Monday, January 16, 2012

The Last Syllable

“On this day in 1873, George MacDonald lectured on Shakespeare’s Macbeth to 500 students and faculty members of Princeton Theological Seminary in New Jersey." Around the Year with C.S. Lewis and His Friends
“Tomorrow, and tomorrow, and tomorrow,
Creeps in this petty pace from day to day
To the last syllable of recorded time . . .”
Macbeth, Act V, Scene 5.

It is fitting that a writer should refer to the passing of time as the recording of syllables. When I write, time leaves to reappear much aged thousands of syllables later.

1 Corinthians 15:24-26 NIV
Then the end will come, when he hands over the kingdom to God the Father after he has destroyed all dominion, authority and power. For he must reign until he has put all his enemies under his feet. The last enemy to be destroyed is death.

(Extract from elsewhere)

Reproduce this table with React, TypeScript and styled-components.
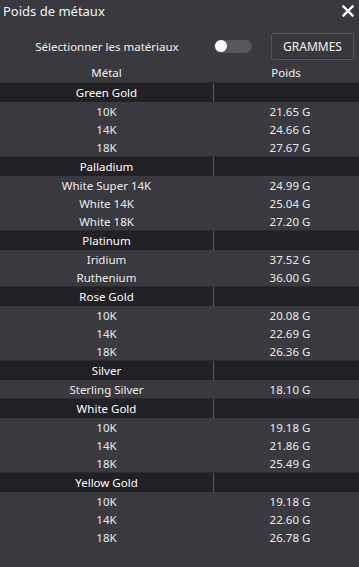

1 Corinthians 15:51-54 NIV
Listen, I tell you a mystery: We will not all sleep, but we will all be changed—in a flash, in the twinkling of an eye, at the last trumpet. For the trumpet will sound, the dead will be raised imperishable, and we will be changed. For the perishable must clothe itself with the imperishable, and the mortal with immortality. When the perishable has been clothed with the imperishable, and the mortal with immortality, then the saying that is written will come true: “Death has been swallowed up in victory.”